According to the report, commissioned by the United States Trade Representative, the department has urged the EU and other trading partners to remove legislation stipulating that whisky sold in their markets should be aged for a minimum of three years.

The report states: ‘The United States has a long history of quality whiskey production, particularly by micro-distillers, which has not entailed minimum ageing requirements, and views a mandatory three-year ageing requirement for whiskey as unwarranted.’

It argues that ‘recent advances in barrel technology’ allow US microdistillers to reduce the ageing time for whiskey, producing a finished product that’s ‘commensurate in quality’ with whiskies naturally aged for longer periods. 

A change in the law would allow younger spirits to be produced and sold as whisky or whiskey, instead of being labelled a ‘spirit drink’ on the shelves, as is currently the case.

The Scotch Whisky Association said: ‘We are opposed to the sale of any product under the description “whisky” in the UK if it does not comply with the legal requirements.

‘Any product not meeting the requirements for whisky can be sold under different sales descriptions.

‘The US is the top global market for Scotch whisky, with exports of over £900m in 2017, and any future trade deal should build on that success.’

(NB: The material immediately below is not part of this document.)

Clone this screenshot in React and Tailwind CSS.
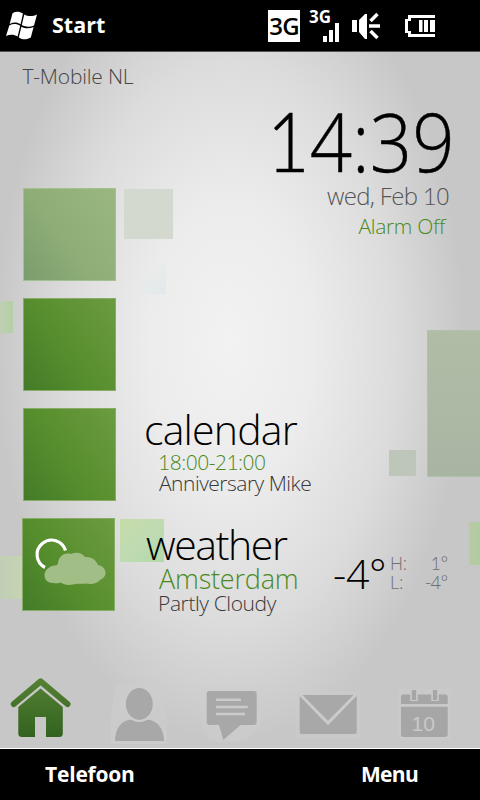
function Logo() {
  return (
    <svg width="33" height="32" viewBox="0 0 33 32" fill="#fff">
      <path d="M7.5 3.2C11 1 14.500 1.500 18 3.600L15.600 14.200C12 12 8.500 12 4.700 14z" />
      <path d="M19.300 4.500C23 6.500 27.500 6.600 32 4.500L29 15.400C25 17.400 21 17.300 16.800 15.100z" />
      <path d="M4.300 15.500C8 13.500 11.500 13.500 15.200 15.800L12.600 26.500C9 24.300 5 24.200 1 26z" />
      <path d="M16.400 16.700C20.500 18.800 24.500 18.900 28.600 16.900L25.800 27.500C21.500 30 17.500 29.800 13.800 27.400z" />
    </svg>
  );
}

function Speaker() {
  return (
    <svg width="29" height="28" viewBox="0 0 29 28" fill="#fff">
      <path d="M0 8h5v12H0zM7 8l6-6h2v25h-2l-6-7z" />
      <path d="M17 14h11M18.500 9l7-7M18.500 19l7 7" stroke="#fff" strokeWidth="3.500" />
    </svg>
  );
}

function Battery() {
  return (
    <svg width="30" height="22" viewBox="0 0 30 22" fill="#fff">
      <path d="M3 0h27v3H6v3H3v10h3v3h24v3H3v-4H0V4h3z" />
      <path d="M14 5h3.500v12H14zM19 5h4v12h-4zM25 5h5v12h-5z" />
    </svg>
  );
}

function StatusBar() {
  return (
    <header className="flex h-[52px] items-start border-b border-[#555] bg-black pt-[10px] pl-[5px] text-white">
      <Logo />
      <span className="mt-[4px] ml-[14px] w-[216px] text-[21.5px] leading-none font-bold">Start</span>
      <div className="flex h-8 w-8 items-center justify-center bg-white text-black">
        <span className="text-[24px] leading-none font-semibold tracking-[-0.8px]">3G</span>
      </div>
      <div className="ml-[9px] flex w-[31px] flex-col items-start">
        <span className="h-[13px] text-[17px] leading-[13px] font-bold">3G</span>
        <div className="flex h-[19px] items-end gap-[2px] pl-[14px]">
          <i className="h-[6px] w-[4px] bg-white" />
          <i className="h-[12px] w-[4px] bg-white" />
          <i className="h-[19px] w-[4px] bg-white" />
        </div>
      </div>
      <div className="mt-[2px] ml-[12px]"><Speaker /></div>
      <div className="mt-[5px] ml-[24px]"><Battery /></div>
    </header>
  );
}

// soft coloured squares floating behind the content
function Squares() {
  return (
    <div className="absolute inset-0 overflow-hidden">
      <div className="absolute top-[137px] left-[124px] h-[50px] w-[49px] bg-[#d3d9ce]" />
      <div className="absolute top-[210px] left-[138px] h-[32px] w-[28px] bg-linear-to-br from-transparent from-30% to-[#e1e9ea]" />
      <div className="absolute top-[249px] left-0 h-[32px] w-[13px] bg-linear-to-r from-[#bfcfb3] to-[#b5cfa6]" />
      <div className="absolute top-[278px] left-[427px] h-[147px] w-[53px] border border-r-0 border-[#b3c1aa] bg-linear-to-b from-[#afbda6] to-[#a9b5a3]" />
      <div className="absolute top-[398px] left-[389px] h-[26px] w-[27px] bg-[#bec6b9]" />
      <div className="absolute top-[467px] left-[120px] h-[43px] w-[44px] bg-linear-to-br from-[#c6dba9] via-[#c0dbb2] to-[#afdaa9]" />
      <div className="absolute top-[504px] left-0 h-[43px] w-[22px] bg-linear-to-r from-[#c0ceb5] to-[#c6d3b3]" />
      <div className="absolute top-[470px] left-[469px] h-[43px] w-[11px] bg-linear-to-r from-[#b9cba3] to-[#b0cba2]" />
    </div>
  );
}

const tileBase = "h-[93px] w-[93px] border";

function Tile({ children }) {
  return (
    <div className={`${tileBase} border-[#86ac66] bg-[linear-gradient(55deg,#437b29,#578e2d_45%,#6c9b40)]`}>
      {children}
    </div>
  );
}

function PartlyCloudy() {
  return (
    <svg width="91" height="91" viewBox="0 0 91 91">
      <path d="M22 48.500A14.500 14.500 0 1 1 42.500 31.500" fill="none" stroke="#fff" strokeWidth="3.200" />
      <path
        d="M30 64C25 64 21.500 61 21.500 56.500C21.500 51 26 47 32 46.500C35.500 46 34.500 44.500 35.500 41.500C37.500 36 42.500 33.500 48 35C53 32.500 59 33.500 62 38C68 37.500 73 40.500 75 46C80 47 83 50.500 82.500 55C82 58 79.500 60 77 61C74 65 68 65.500 63 64.500C58 65 54 64 50 65.500C44 66.500 41 65.500 37.500 63.500C35 64.500 32.500 64.500 30 64z"
        fill="#a0be86"
      />
    </svg>
  );
}

// figure one with a foot
function One() {
  return <span className="font-['Lato',sans-serif]">1</span>;
}

function Home() {
  return (
    <svg width="64" height="70" viewBox="0 0 64 70">
      <defs>
        <linearGradient id="home" x1="0" y1="0" x2="0" y2="62" gradientUnits="userSpaceOnUse">
          <stop offset="0" stopColor="#578235" />
          <stop offset="1" stopColor="#31621e" />
        </linearGradient>
      </defs>
      <path d="M5.800 28L32.600 5.400L59.500 28" fill="none" stroke="url(#home)" strokeWidth="6" strokeLinecap="round" strokeLinejoin="round" />
      <path d="M32.600 12.500L54.800 31V57.500Q54.800 61 51.300 61H38V41H27V61H14Q10.300 61 10.300 57.500V31z" fill="url(#home)" />
    </svg>
  );
}

function Person() {
  return (
    <svg width="56" height="70" viewBox="0 0 56 70" className="ml-[39px]">
      <path d="M4 9H48.500L56 42V68H0V42z" fill="#cdcdcd" opacity="0.6" />
      <path d="M4 65C4 53 10 44 21 43.500H35.500C46.500 44 53 53 53 65z" fill="#a8a8a8" />
      <ellipse cx="28.300" cy="28" rx="14.500" ry="17" fill="#a8a8a8" stroke="#cdcdcd" strokeWidth="2" />
    </svg>
  );
}

function Chat() {
  return (
    <svg width="62" height="70" viewBox="0 0 62 70" className="ml-[33px]">
      <path d="M1 11H61V48L45 66H10L1 48z" fill="#cdcdcd" opacity="0.5" />
      <path d="M9.500 15H54Q56.700 15 56.700 18V46Q56.700 49 54 49H40.500L23.300 64L19 49H9.500Q6.700 49 6.700 46V18Q6.700 15 9.500 15z" fill="#a8a8a8" />
      <path d="M16 23.700H41M16 31H47.700M16 38H45" stroke="#cacaca" strokeWidth="2.400" />
    </svg>
  );
}

function Mail() {
  return (
    <svg width="64" height="70" viewBox="0 0 64 70" className="ml-[34px]">
      <path d="M0 15H64V62H0z" fill="#cbcbcb" opacity="0.5" />
      <rect x="3.700" y="19" width="57" height="39" rx="2" fill="#a8a8a8" />
      <path d="M4.500 19L32 47L59.500 19" fill="none" stroke="#cbcbcb" strokeWidth="3" />
    </svg>
  );
}

function Agenda() {
  return (
    <svg width="53" height="70" viewBox="0 0 53 70" className="ml-[38px]">
      <path d="M0 13H53V64H0z" fill="#cbcbcb" opacity="0.5" />
      <path d="M3 28V20.500Q3 18.500 5.500 18.500H47Q49.700 18.500 49.700 20.500V28zM3 30.700H49.700V58Q49.700 61 47 61H5.500Q3 61 3 58z" fill="#a6a6a6" />
      <path d="M16 14V25M37 14V25" stroke="#c9c9c9" strokeWidth="7.500" />
      <path d="M16 14V24M37 14V24" stroke="#a6a6a6" strokeWidth="4.200" />
      <text x="25.300" y="55" textAnchor="middle" fontSize="21" fill="#c9c9c9" className="font-['Liberation_Sans',sans-serif]">10</text>
    </svg>
  );
}

export default function App() {
  return (
    <div className="flex h-[800px] w-[480px] flex-col overflow-hidden font-['Open_Sans',sans-serif]">
      <StatusBar />

      <main className="relative h-[696px] bg-[#c7c7c7] bg-[radial-gradient(ellipse_235px_400px_at_230px_290px,#f2f2f2,#ececec_35%,#dcdcdc_70%,#c7c7c7)]">
        <Squares />

        <div className="relative flex h-[624px] font-light leading-none whitespace-nowrap">
          {/* left column */}
          <div className="w-[145px] pt-[14px] pl-[22.5px]">
            <p className="text-[21px] tracking-[-0.2px] text-[#464646]">T-Mobile NL</p>
            <div className="mt-[101px] flex flex-col gap-[17px]">
              <div className={`${tileBase} border-[#a3c08f] bg-[linear-gradient(55deg,#7a9d6c,#8fae77_45%,#9ab780)]`} />
              <Tile />
              <Tile />
              <div className="-ml-px"><Tile><PartlyCloudy /></Tile></div>
            </div>
          </div>

          {/* right column */}
          <div className="flex-1 pt-[47px]">
            <div className="flex flex-col items-end pr-[31px] text-[#555]">
              <p className="mr-[-6px] origin-right scale-x-[0.905] text-[82px] text-black [-webkit-text-stroke:0.4px_black]"><One />4:39</p>
              <p className="mt-[3px] text-[24px] tracking-[-0.7px]">wed, Feb <One />0</p>
              <p className="mt-[8px] mr-[4px] text-[21px] tracking-[-0.3px] text-[#4a8a1c]">Alarm Off</p>
            </div>

            <div className="mt-[172px]">
              <h2 className="-ml-px text-[41px] tracking-[-0.8px] text-black">calendar</h2>
              <p className="mt-px ml-[13px] text-[21px] tracking-[-0.5px] text-[#4a8a1c]"><One />8:00-2<One />:00</p>
              <p className="ml-[14px] text-[21px] tracking-[-0.5px] text-[#383838]">Anniversary Mike</p>
            </div>

            <div className="mt-[30px] flex">
              <div className="w-[188px]">
                <h2 className="ml-px text-[41px] tracking-[-1.4px] text-black">weather</h2>
                <p className="ml-[14px] text-[27px] tracking-[-0.2px] text-[#4a8a1c]">Amsterdam</p>
                <p className="mt-px ml-[13px] text-[21px] tracking-[-0.4px] text-[#383838]">Partly Cloudy</p>
              </div>
              <p className="mt-[29px] w-[57px] text-[41px] tracking-[-0.3px] text-black">-4°</p>
              <div className="mt-[30px] grid w-[58px] grid-cols-2 content-start text-[18px] leading-[19px] tracking-[-0.3px] text-[#707070]">
                <span>H:</span>
                <span className="text-right"><One />°</span>
                <span>L:</span>
                <span className="text-right">-4°</span>
              </div>
            </div>
          </div>
        </div>

        <nav className="relative flex pl-[8px]">
          <Home />
          <Person />
          <Chat />
          <Mail />
          <Agenda />
        </nav>
      </main>

      <footer className="flex flex-1 justify-between border-t border-white bg-black pt-[15px] pr-[62px] pl-[45px] text-[21px] leading-none font-bold text-white">
        <span className="tracking-[-0.2px]">Telefoon</span>
        <span className="tracking-[-0.7px]">Menu</span>
      </footer>
    </div>
  );
}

The UK-US trade negotiations have also included discussions on the potential removal of ‘protected designations of origin’ status, which could allow products such as Scotch whisky to be made and sold in the US.

The current state of the negotiations is unknown, as the UK Department for International Trade and the Office of the US Trade Representative have signed an agreement to consider all talks ‘sensitive information’.